Global Wind Energy Council (GWEC) welcomes the recent decision by the Vietnamese government to approve an extension of the Feed-in Tariff (FIT) scheme for wind power in the country.
Proposed dramatic reduction in the FIT risks significantly harming the development of Vietnam’s promising wind power market, slowing down investment and creating new jobs, and making it more difficult for Vietnam to meet increasing energy demand.
The proposed new FIT rates, which will be included in an official letter from the Ministry of Industry and Trade in October 2020, will be 7.02 US cent/kWh for onshore wind and 8.47 US cent/kWh for intertidal/nearshore wind, and will apply to projects commissioned from November 2021 to December 2023.
This reflects a tariff cut of more than 17 percent for onshore wind–one of the most drastic reductions seen in any wind power sector worldwide to date, according to GWEC.
FIT reduction of this size would derail investment in new and planned wind projects in Vietnam and threaten the country’s current position as a leading wind market in South East Asia.
Developers already facing delays due to COVID-19, and the general difficulties faced in the early stages of the wind industry would have struggled to close funding, leading to a “bust” cycle that could cut new wind installations by up to 80 percent in 2023, and an additional 25 percent per year afterwards.
Reductions to the project pipeline would trigger lost employment prospects for thousands and a loss of billions of dollars in inward investment. GWEC estimates that the slowdown will result in about 4GW of total installed wind power capacity in Vietnam by 2025 – well below Vietnam’s ability and likely a dramatic shortfall from government goals, given the MOIT already reported 2.9 GW of signed PPA projects.
“The wind industry is on the cusp of achieving economies of scale and cost reductions which will make Vietnam the leading wind market in South East Asia, but if the proposed FIT is implemented, it would jeopardise long-term development and ultimately result in higher energy prices at a time when the country’s energy demand is soaring. We have already seen this happen in wind markets in Europe and the Americas in the past with highly damaging effects, and it is vital that the government of Vietnam avoids creating a similar ‘boom and bust’ cycle so the country can benefit from the cost-competitive prices and socioeconomic benefits wind power can offer”.
“Throughout the pandemic, wind power has only continued to grow and attract more investment, while other sectors like coal have seen massive demand drops and price fluctuations. Ensuring the steady growth of wind power in Vietnam is therefore crucial for the long-term resilience of the country’s economy and energy security”.Ben Backwell, CEO of GWEC.
The current FIT for wind power was launched in September 2018 and aroused significant interest on the part of investors and industry, given Vietnam’s strong potential for wind energy, increasing demand for energy and decarbonisation.
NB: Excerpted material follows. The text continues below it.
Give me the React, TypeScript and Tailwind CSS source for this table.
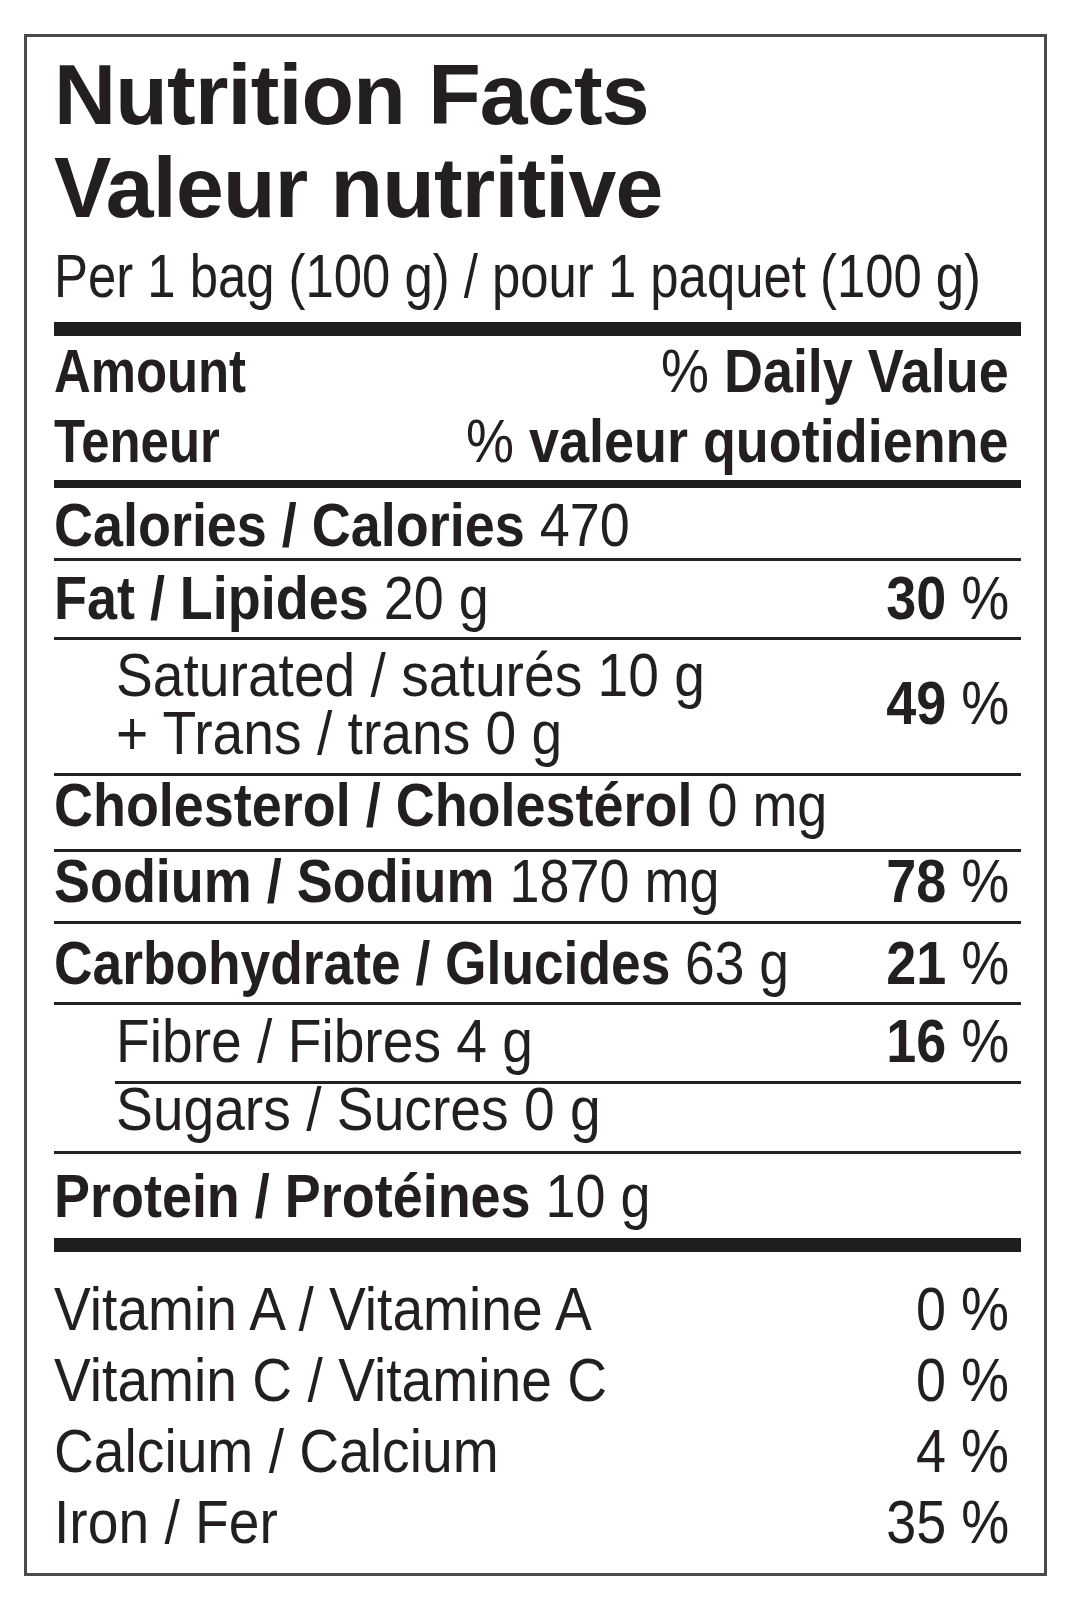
import type { ReactNode } from "react";

// Liberation Sans squeezed sideways stands in for Helvetica Condensed
function Cond({
  children,
  right = false,
  squeeze = "bold",
}: {
  children: ReactNode;
  right?: boolean;
  squeeze?: "bold" | "regular" | "tight" | "mid";
}) {
  const origin = right ? "origin-right" : "origin-left";
  const scale =
    squeeze === "tight"
      ? "scale-x-[0.82]"
      : squeeze === "mid"
        ? "scale-x-[0.86]"
        : squeeze === "regular"
          ? "scale-x-[0.89]"
          : "scale-x-[0.87]";
  return <span className={`inline-block whitespace-nowrap ${origin} ${scale}`}>{children}</span>;
}

function Pct({ n, boldNum = true }: { n: string; boldNum?: boolean }) {
  return (
    <div className="shrink-0">
      <Cond right>
        <span className={boldNum ? "font-bold" : ""}>{n}</span> %
      </Cond>
    </div>
  );
}

function Line({ indent = false }: { indent?: boolean }) {
  return <div className={indent ? "ml-[61px] h-[3px] bg-[#222]" : "h-[3px] bg-[#222]"} />;
}

export default function App() {
  const vitamins = [
    { label: "Vitamin A / Vitamine A", dv: "0" },
    { label: "Vitamin C / Vitamine C", dv: "0" },
    { label: "Calcium / Calcium", dv: "4" },
    { label: "Iron / Fer", dv: "35" },
  ];

  return (
    <div className="min-h-[1600px] w-[1084px] overflow-hidden bg-white pl-[24px] pt-[34px] font-['Liberation_Sans',Arial,sans-serif] text-[#231f20]">
      <div className="w-[1023px] overflow-hidden border-[3px] border-[#4a4a4a] pl-[27px] pr-[23px] pt-[11px] pb-[16px]">
        {/* heading */}
        <div className="text-[86px] font-bold leading-[93px] tracking-[-0.8px]">
          <div>Nutrition Facts</div>
          <div>Valeur nutritive</div>
        </div>
        <div className="mt-[11px] text-[62px] leading-[62px]">
          <Cond squeeze="tight">Per 1 bag (100 g) / pour 1 paquet (100 g)</Cond>
        </div>
        <div className="mt-[15px] h-[14px] bg-[#1e1e1e]" />

        <div className="text-[62px]">
          {/* column headers */}
          <div className="flex h-[144px] justify-between pr-[12px] leading-[70px]">
            <div className="font-bold">
              <div>
                <Cond squeeze="tight">Amount</Cond>
              </div>
              <div>
                <Cond squeeze="tight">Teneur</Cond>
              </div>
            </div>
            <div className="text-right">
              <div>
                <Cond right>
                  % <span className="font-bold">Daily Value</span>
                </Cond>
              </div>
              <div>
                <Cond right>
                  % <span className="font-bold">valeur quotidienne</span>
                </Cond>
              </div>
            </div>
          </div>
          <div className="h-[8px] bg-[#1e1e1e]" />

          {/* calories */}
          <div className="h-[70px] pt-[8px] leading-[58px]">
            <Cond>
              <span className="font-bold">Calories / Calories</span> 470
            </Cond>
          </div>
          <Line />

          <div className="flex h-[76px] justify-between pt-[8px] pr-[12px] leading-[58px]">
            <div className="min-w-0 flex-1">
              <Cond>
                <span className="font-bold">Fat / Lipides</span> 20 g
              </Cond>
            </div>
            <Pct n="30" />
          </div>
          <Line />

          <div className="flex h-[133px] justify-between pr-[12px] leading-[58px]">
            <div className="min-w-0 flex-1 pl-[62px] pt-[6px]">
              <div>
                <Cond squeeze="regular">Saturated / saturés 10 g</Cond>
              </div>
              <div>
                <Cond squeeze="regular">+ Trans / trans 0 g</Cond>
              </div>
            </div>
            <div className="pt-[34px]">
              <Pct n="49" />
            </div>
          </div>
          <Line />

          <div className="h-[73px] leading-[58px]">
            <Cond>
              <span className="font-bold">Cholesterol / Cholestérol</span> 0 mg
            </Cond>
          </div>
          <Line />

          <div className="flex h-[69px] justify-between pr-[12px] leading-[58px]">
            <div className="min-w-0 flex-1">
              <Cond>
                <span className="font-bold">Sodium / Sodium</span> 1870 mg
              </Cond>
            </div>
            <Pct n="78" />
          </div>
          <Line />

          <div className="flex h-[78px] justify-between pt-[10px] pr-[12px] leading-[58px]">
            <div className="min-w-0 flex-1">
              <Cond squeeze="mid">
                <span className="font-bold">Carbohydrate / Glucides</span> 63 g
              </Cond>
            </div>
            <Pct n="21" />
          </div>
          <Line />

          <div className="flex h-[76px] justify-between pt-[7px] pr-[12px] leading-[58px]">
            <div className="min-w-0 flex-1 pl-[62px]">
              <Cond squeeze="regular">Fibre / Fibres 4 g</Cond>
            </div>
            <Pct n="16" />
          </div>
          <Line indent />

          <div className="h-[67px] pl-[62px] leading-[50px]">
            <Cond squeeze="regular">Sugars / Sucres 0 g</Cond>
          </div>
          <Line />

          <div className="h-[84px] pt-[13px] leading-[58px]">
            <Cond>
              <span className="font-bold">Protein / Protéines</span> 10 g
            </Cond>
          </div>
          <div className="h-[14px] bg-[#1e1e1e]" />

          {/* vitamins and minerals */}
          <div className="pt-[21px] pr-[12px] leading-[71px]">
            {vitamins.map((v) => (
              <div key={v.label} className="flex justify-between">
                <div className="min-w-0 flex-1">
                  <Cond squeeze="regular">{v.label}</Cond>
                </div>
                <Pct n={v.dv} boldNum={false} />
              </div>
            ))}
          </div>
        </div>
      </div>
    </div>
  );
}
However, due to delays in the implementation of the COVID-19 Planning and Disturbance Law, GWEC Market Intelligence downgraded its 2020 estimate for new wind power plants in Vietnam by 75 percent to 125 MW. This will result in a cumulative wind capacity of only 472 MW by the end of this year, which means that the country will miss its target of 800 MW of wind power capacity by 2020 set out in the Power Development Plan 7, by 41 percent.
An installation rush was expected in 2021 ahead of the expiry of the current FIT, but prolonged delays mean much of the expected volume may spill over into 2022. GWEC has recommended a 6-month extension of current FIT levels to allow projects in the current pipeline to come online, followed by a milder FIT reduction for onshore and intertidal/nearshore wind projects commissioned from May 2022 onward.
“We recognise Vietnam’s efforts in shifting the focus from coal to renewables in order to meet growing electricity needs, and wind power is more indispensable than ever to provide large-scale clean energy and balance the solar influx . Wind has longer project develop timelines than solar, and a milder FIT reduction will ensure there is sufficient time to develop a stable project pipeline and supply chain for the wind sector. But a steep reduction with no consideration for pandemic-related challenges will shrink Vietnam’s wind project pipeline and lead to a likely shortfall of wind targets again in 2025. Considering that wind power will be a critical pillar for Vietnam’s decarbonisation and industrialisation strategies, the country simply cannot afford to lose momentum in developing its wind power market”.Mark Hutchinson, chair of GWEC’s South East Asia Task Force.